▶ **Given records**
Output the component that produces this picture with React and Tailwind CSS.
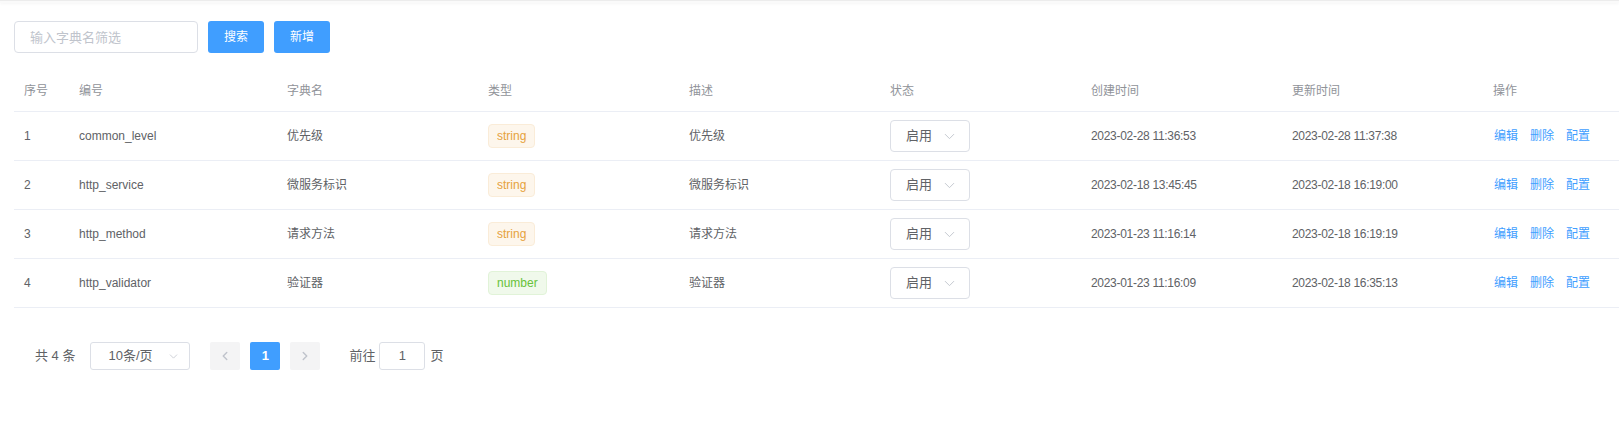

...

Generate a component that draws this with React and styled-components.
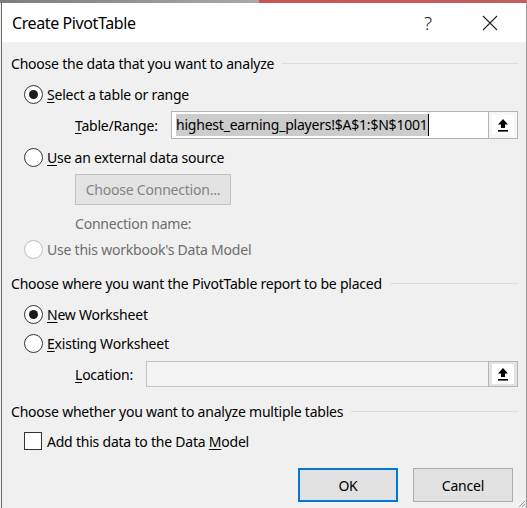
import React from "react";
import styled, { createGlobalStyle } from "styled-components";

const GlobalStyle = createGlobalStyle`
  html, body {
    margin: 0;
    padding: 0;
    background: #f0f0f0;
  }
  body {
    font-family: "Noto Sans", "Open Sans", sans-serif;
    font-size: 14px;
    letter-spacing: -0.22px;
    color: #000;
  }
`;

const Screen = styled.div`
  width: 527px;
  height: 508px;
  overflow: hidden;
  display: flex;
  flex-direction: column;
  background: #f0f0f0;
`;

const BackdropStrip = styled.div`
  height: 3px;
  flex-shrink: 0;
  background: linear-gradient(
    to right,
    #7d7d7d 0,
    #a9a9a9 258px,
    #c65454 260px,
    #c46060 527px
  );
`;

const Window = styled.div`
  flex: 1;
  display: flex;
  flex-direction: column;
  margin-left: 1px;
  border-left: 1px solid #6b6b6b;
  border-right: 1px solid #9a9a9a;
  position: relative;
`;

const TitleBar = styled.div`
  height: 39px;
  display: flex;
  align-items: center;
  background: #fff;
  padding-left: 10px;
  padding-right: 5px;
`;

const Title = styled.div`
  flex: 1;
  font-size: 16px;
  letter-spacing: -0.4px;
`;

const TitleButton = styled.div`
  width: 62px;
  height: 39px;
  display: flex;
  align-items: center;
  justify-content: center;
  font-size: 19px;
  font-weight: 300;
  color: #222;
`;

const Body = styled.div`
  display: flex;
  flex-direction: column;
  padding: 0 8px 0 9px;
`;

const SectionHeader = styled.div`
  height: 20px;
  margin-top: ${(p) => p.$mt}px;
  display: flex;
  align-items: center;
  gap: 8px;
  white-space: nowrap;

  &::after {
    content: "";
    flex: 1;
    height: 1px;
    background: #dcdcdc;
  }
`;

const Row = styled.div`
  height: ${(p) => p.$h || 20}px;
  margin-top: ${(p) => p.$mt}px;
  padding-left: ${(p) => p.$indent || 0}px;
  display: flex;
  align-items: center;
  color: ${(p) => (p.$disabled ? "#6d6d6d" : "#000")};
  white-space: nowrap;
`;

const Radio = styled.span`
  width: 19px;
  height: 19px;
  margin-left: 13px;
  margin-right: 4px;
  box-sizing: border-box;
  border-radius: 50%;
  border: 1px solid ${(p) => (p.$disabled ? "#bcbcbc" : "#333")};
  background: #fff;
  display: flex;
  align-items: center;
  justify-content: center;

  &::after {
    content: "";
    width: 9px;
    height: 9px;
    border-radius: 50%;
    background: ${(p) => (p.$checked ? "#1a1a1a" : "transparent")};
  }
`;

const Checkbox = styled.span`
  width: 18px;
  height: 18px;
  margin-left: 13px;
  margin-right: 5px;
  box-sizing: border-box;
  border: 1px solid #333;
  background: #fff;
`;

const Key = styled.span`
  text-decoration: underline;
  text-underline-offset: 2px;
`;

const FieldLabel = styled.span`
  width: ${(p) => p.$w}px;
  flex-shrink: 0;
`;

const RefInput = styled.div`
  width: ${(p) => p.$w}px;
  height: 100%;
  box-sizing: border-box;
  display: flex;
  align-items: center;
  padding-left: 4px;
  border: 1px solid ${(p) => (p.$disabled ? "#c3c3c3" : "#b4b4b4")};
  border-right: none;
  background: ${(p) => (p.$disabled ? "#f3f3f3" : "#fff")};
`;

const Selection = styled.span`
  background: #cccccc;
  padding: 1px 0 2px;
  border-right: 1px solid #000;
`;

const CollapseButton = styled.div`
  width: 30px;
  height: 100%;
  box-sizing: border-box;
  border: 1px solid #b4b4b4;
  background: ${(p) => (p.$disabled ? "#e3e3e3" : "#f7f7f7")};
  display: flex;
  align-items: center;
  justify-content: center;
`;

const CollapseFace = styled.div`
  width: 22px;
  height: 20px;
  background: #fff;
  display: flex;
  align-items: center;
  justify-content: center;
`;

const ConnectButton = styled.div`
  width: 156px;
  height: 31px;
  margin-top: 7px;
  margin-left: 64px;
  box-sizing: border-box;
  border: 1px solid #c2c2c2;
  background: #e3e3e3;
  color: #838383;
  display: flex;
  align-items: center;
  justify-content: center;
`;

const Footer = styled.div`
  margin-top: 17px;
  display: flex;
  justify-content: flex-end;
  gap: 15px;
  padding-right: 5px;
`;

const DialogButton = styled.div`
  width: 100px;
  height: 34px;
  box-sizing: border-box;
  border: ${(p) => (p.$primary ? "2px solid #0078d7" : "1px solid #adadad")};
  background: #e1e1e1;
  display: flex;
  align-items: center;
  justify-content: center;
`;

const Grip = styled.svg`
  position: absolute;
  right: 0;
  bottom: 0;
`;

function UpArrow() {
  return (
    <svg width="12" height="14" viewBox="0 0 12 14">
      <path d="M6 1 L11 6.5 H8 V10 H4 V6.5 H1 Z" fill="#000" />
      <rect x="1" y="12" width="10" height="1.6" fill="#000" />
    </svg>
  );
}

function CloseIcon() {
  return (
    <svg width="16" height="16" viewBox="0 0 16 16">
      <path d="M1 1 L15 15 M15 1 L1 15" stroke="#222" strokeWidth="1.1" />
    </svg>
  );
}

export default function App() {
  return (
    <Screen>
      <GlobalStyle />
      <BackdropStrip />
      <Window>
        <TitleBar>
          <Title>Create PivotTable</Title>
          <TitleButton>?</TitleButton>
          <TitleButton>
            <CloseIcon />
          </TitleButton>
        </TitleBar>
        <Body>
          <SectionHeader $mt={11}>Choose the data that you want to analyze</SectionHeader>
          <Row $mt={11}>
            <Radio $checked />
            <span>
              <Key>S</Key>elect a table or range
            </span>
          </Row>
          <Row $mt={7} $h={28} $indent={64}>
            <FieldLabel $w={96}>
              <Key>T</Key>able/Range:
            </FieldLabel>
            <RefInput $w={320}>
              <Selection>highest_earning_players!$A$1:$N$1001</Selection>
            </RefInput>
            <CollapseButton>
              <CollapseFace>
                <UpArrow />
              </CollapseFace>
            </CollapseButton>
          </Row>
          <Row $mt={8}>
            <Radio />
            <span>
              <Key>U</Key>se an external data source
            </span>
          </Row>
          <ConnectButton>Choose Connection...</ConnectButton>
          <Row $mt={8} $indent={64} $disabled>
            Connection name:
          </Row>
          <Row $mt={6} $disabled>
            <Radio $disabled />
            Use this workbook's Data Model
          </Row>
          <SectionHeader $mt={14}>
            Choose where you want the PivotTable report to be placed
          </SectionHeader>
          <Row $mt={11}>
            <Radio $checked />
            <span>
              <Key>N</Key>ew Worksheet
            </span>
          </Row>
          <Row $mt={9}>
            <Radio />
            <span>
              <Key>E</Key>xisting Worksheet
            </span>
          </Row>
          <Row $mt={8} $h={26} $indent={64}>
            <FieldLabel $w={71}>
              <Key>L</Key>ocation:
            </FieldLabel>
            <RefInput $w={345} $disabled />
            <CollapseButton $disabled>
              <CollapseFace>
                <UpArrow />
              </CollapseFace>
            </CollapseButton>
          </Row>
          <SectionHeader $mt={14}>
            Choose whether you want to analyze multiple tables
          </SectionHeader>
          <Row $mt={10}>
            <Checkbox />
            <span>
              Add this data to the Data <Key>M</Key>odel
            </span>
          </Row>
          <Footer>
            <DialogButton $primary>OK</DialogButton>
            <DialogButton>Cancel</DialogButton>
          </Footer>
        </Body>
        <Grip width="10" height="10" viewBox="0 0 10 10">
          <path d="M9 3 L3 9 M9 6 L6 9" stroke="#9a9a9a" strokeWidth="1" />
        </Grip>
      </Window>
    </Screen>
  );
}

▶ **Exercise**
Out of the records, collect only those lines that contain the string "components".

▶ **Response to this exercise**
Generate a component that draws this with React and styled-components.
import styled, { createGlobalStyle } from "styled-components";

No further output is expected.